Start PROVIDED DATA
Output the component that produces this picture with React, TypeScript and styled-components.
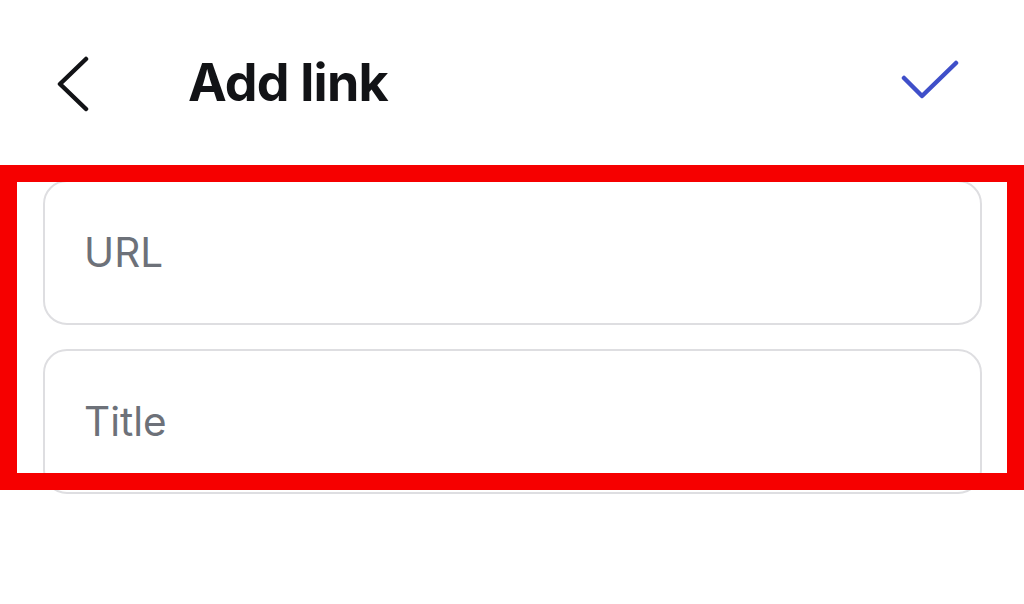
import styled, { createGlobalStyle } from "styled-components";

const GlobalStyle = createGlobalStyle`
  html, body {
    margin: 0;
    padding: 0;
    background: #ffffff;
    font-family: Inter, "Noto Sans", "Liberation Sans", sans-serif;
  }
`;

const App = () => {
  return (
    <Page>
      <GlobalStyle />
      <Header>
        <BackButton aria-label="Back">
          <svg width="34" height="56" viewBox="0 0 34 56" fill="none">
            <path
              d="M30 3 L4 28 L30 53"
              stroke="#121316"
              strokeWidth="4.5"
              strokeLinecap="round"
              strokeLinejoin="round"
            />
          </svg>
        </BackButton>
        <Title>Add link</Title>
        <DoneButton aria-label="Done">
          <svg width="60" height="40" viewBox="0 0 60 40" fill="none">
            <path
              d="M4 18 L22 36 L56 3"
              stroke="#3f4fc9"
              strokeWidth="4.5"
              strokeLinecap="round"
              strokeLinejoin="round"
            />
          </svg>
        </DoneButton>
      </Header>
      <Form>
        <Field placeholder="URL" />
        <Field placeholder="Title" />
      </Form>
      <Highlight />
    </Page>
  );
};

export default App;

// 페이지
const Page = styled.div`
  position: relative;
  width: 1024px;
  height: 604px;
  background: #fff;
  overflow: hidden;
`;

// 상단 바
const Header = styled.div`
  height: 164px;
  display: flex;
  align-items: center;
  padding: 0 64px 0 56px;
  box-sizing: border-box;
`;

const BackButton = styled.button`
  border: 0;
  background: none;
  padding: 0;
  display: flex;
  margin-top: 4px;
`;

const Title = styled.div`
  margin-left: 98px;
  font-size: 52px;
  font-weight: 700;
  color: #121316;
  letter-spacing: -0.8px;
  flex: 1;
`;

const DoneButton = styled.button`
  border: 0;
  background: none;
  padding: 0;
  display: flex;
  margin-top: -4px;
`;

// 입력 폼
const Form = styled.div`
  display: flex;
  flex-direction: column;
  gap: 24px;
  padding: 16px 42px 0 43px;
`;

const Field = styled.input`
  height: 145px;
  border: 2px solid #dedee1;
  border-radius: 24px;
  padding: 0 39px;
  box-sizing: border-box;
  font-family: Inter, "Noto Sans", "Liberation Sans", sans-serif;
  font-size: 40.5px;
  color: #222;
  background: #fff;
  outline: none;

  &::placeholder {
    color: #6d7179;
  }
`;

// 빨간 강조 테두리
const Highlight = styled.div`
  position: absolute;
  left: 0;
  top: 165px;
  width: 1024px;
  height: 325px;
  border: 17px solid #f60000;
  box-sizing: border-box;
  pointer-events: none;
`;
End PROVIDED DATA
EXERCISE GOAL:
Write out the listing word for word, omitting the pictures it holds.

COMPLETED TASK:
Output the component that produces this picture with React, TypeScript and styled-components.
import styled, { createGlobalStyle } from "styled-components";

const GlobalStyle = createGlobalStyle`
  html, body {
    margin: 0;
    padding: 0;
    background: #ffffff;
    font-family: Inter, "Noto Sans", "Liberation Sans", sans-serif;
  }
`;

const App = () => {
  return (
    <Page>
      <GlobalStyle />
      <Header>
        <BackButton aria-label="Back">
          <svg width="34" height="56" viewBox="0 0 34 56" fill="none">
            <path
              d="M30 3 L4 28 L30 53"
              stroke="#121316"
              strokeWidth="4.5"
              strokeLinecap="round"
              strokeLinejoin="round"
            />
          </svg>
        </BackButton>
        <Title>Add link</Title>
        <DoneButton aria-label="Done">
          <svg width="60" height="40" viewBox="0 0 60 40" fill="none">
            <path
              d="M4 18 L22 36 L56 3"
              stroke="#3f4fc9"
              strokeWidth="4.5"
              strokeLinecap="round"
              strokeLinejoin="round"
            />
          </svg>
        </DoneButton>
      </Header>
      <Form>
        <Field placeholder="URL" />
        <Field placeholder="Title" />
      </Form>
      <Highlight />
    </Page>
  );
};

export default App;

// 페이지
const Page = styled.div`
  position: relative;
  width: 1024px;
  height: 604px;
  background: #fff;
  overflow: hidden;
`;

// 상단 바
const Header = styled.div`
  height: 164px;
  display: flex;
  align-items: center;
  padding: 0 64px 0 56px;
  box-sizing: border-box;
`;

const BackButton = styled.button`
  border: 0;
  background: none;
  padding: 0;
  display: flex;
  margin-top: 4px;
`;

const Title = styled.div`
  margin-left: 98px;
  font-size: 52px;
  font-weight: 700;
  color: #121316;
  letter-spacing: -0.8px;
  flex: 1;
`;

const DoneButton = styled.button`
  border: 0;
  background: none;
  padding: 0;
  display: flex;
  margin-top: -4px;
`;

// 입력 폼
const Form = styled.div`
  display: flex;
  flex-direction: column;
  gap: 24px;
  padding: 16px 42px 0 43px;
`;

const Field = styled.input`
  height: 145px;
  border: 2px solid #dedee1;
  border-radius: 24px;
  padding: 0 39px;
  box-sizing: border-box;
  font-family: Inter, "Noto Sans", "Liberation Sans", sans-serif;
  font-size: 40.5px;
  color: #222;
  background: #fff;
  outline: none;

  &::placeholder {
    color: #6d7179;
  }
`;

// 빨간 강조 테두리
const Highlight = styled.div`
  position: absolute;
  left: 0;
  top: 165px;
  width: 1024px;
  height: 325px;
  border: 17px solid #f60000;
  box-sizing: border-box;
  pointer-events: none;
`;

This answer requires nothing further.